_Objective_. Report how many lines hold the word "components"; give nothing but the number.
------------------------------------------------
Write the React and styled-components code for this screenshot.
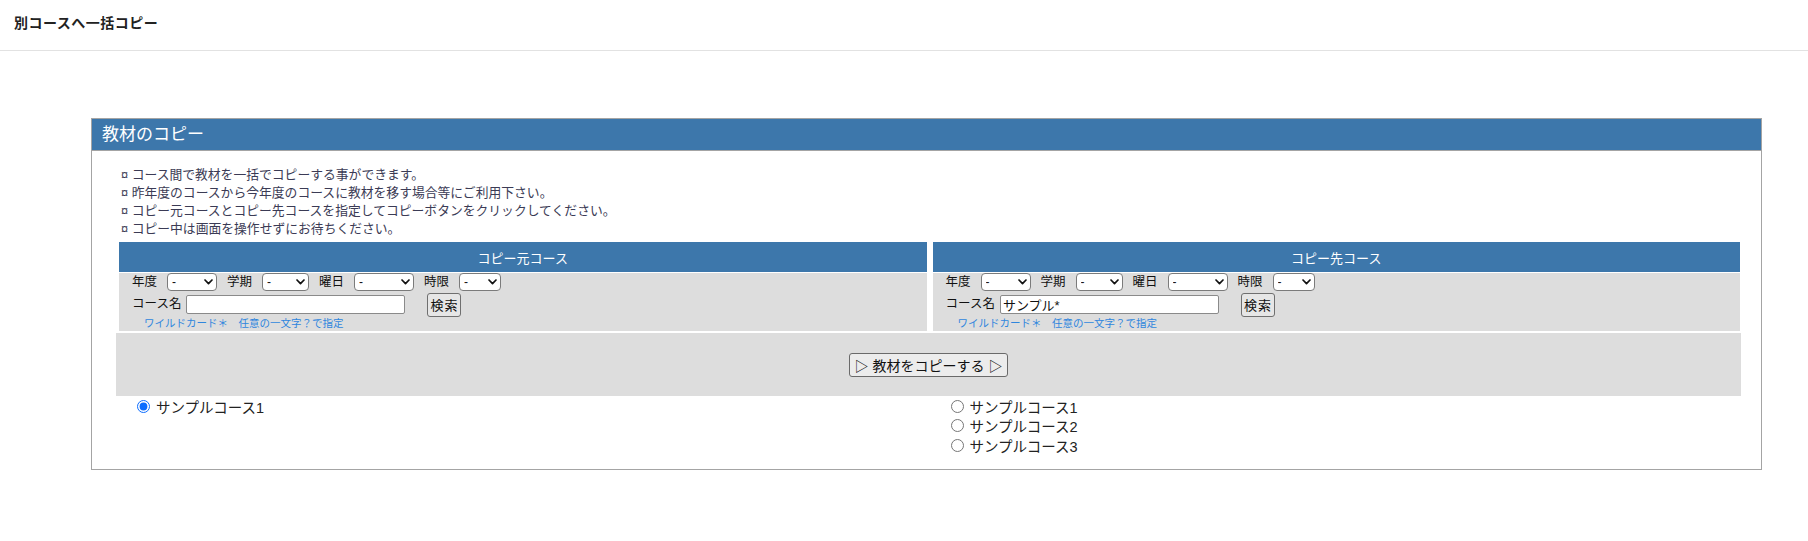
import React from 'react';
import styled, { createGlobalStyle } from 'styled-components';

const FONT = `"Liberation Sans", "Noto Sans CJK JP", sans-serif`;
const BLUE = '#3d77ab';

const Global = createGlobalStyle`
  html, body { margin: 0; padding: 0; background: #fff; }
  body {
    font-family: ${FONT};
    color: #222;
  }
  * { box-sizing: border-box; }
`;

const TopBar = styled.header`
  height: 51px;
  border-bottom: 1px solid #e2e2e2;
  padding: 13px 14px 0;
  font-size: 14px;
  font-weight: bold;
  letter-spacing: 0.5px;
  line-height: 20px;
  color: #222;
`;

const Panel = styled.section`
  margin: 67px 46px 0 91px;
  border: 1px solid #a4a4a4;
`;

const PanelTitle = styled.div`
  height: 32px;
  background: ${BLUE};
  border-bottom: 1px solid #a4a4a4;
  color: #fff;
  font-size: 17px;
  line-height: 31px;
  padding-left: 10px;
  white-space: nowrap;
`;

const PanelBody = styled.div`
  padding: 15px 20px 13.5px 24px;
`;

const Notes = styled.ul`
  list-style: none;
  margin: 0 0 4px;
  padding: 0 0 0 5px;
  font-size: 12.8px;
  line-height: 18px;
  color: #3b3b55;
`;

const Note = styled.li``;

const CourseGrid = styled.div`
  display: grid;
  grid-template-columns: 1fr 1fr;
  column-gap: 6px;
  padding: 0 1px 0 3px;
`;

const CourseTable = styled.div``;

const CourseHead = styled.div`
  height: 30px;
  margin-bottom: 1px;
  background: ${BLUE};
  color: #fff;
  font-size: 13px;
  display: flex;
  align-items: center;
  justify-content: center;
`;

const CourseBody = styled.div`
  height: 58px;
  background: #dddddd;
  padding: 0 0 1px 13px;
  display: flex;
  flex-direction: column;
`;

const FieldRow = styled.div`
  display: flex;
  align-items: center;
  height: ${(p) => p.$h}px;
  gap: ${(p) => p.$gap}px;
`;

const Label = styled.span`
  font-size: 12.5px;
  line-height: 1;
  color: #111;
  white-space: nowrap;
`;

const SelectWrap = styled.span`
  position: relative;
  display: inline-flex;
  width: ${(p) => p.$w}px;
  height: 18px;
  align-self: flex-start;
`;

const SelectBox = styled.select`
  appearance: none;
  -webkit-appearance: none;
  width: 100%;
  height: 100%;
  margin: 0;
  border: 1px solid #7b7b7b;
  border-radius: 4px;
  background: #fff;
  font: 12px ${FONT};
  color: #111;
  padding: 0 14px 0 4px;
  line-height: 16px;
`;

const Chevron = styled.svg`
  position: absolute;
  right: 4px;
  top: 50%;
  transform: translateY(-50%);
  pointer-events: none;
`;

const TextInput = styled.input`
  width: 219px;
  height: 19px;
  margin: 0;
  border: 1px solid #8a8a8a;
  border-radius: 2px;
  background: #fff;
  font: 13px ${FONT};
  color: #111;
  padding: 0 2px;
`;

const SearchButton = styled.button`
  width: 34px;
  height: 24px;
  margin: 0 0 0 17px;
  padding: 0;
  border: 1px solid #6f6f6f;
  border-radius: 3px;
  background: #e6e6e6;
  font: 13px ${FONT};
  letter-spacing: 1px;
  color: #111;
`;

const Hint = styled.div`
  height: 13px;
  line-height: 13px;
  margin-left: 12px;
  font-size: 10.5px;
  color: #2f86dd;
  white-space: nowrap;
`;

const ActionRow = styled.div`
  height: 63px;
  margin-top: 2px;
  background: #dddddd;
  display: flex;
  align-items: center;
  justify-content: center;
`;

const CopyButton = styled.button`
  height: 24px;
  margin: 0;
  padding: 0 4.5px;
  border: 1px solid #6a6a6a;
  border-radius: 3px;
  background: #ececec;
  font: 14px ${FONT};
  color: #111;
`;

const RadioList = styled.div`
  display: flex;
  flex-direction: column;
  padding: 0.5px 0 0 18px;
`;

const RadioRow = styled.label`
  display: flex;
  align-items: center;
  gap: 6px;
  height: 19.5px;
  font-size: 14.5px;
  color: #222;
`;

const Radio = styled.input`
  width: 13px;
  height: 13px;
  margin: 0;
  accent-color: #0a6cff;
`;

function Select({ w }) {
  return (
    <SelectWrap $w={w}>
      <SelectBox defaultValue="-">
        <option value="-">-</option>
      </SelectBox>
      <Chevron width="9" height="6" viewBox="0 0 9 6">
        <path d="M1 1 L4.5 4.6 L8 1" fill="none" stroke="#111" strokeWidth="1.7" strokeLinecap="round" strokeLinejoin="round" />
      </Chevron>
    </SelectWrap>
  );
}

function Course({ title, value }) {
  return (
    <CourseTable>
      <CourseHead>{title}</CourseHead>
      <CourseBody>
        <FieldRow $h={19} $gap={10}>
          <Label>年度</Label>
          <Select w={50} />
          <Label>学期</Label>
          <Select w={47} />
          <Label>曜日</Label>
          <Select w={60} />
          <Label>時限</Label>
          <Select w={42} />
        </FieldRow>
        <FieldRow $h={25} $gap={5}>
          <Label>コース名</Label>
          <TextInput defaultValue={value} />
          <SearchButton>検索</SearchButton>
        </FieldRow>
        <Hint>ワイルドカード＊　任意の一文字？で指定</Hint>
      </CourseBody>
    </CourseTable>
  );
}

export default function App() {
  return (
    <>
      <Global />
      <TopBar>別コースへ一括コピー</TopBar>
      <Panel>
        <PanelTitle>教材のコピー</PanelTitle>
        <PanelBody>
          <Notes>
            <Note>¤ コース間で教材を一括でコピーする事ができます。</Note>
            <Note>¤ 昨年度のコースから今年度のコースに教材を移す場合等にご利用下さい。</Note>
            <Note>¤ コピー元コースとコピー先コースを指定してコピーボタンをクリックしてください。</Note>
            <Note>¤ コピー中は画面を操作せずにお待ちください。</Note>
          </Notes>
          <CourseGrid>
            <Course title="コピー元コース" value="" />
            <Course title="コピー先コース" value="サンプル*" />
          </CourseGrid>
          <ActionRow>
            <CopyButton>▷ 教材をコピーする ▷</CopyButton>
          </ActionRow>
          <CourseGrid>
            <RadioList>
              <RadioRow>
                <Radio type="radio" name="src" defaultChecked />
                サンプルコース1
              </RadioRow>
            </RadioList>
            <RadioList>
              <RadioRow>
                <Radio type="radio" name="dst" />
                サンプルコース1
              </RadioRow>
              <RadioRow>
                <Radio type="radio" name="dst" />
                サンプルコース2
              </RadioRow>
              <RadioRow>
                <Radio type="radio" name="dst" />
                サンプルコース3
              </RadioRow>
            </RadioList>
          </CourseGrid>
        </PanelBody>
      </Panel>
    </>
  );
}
------------------------------------------------
_Correct response_. 2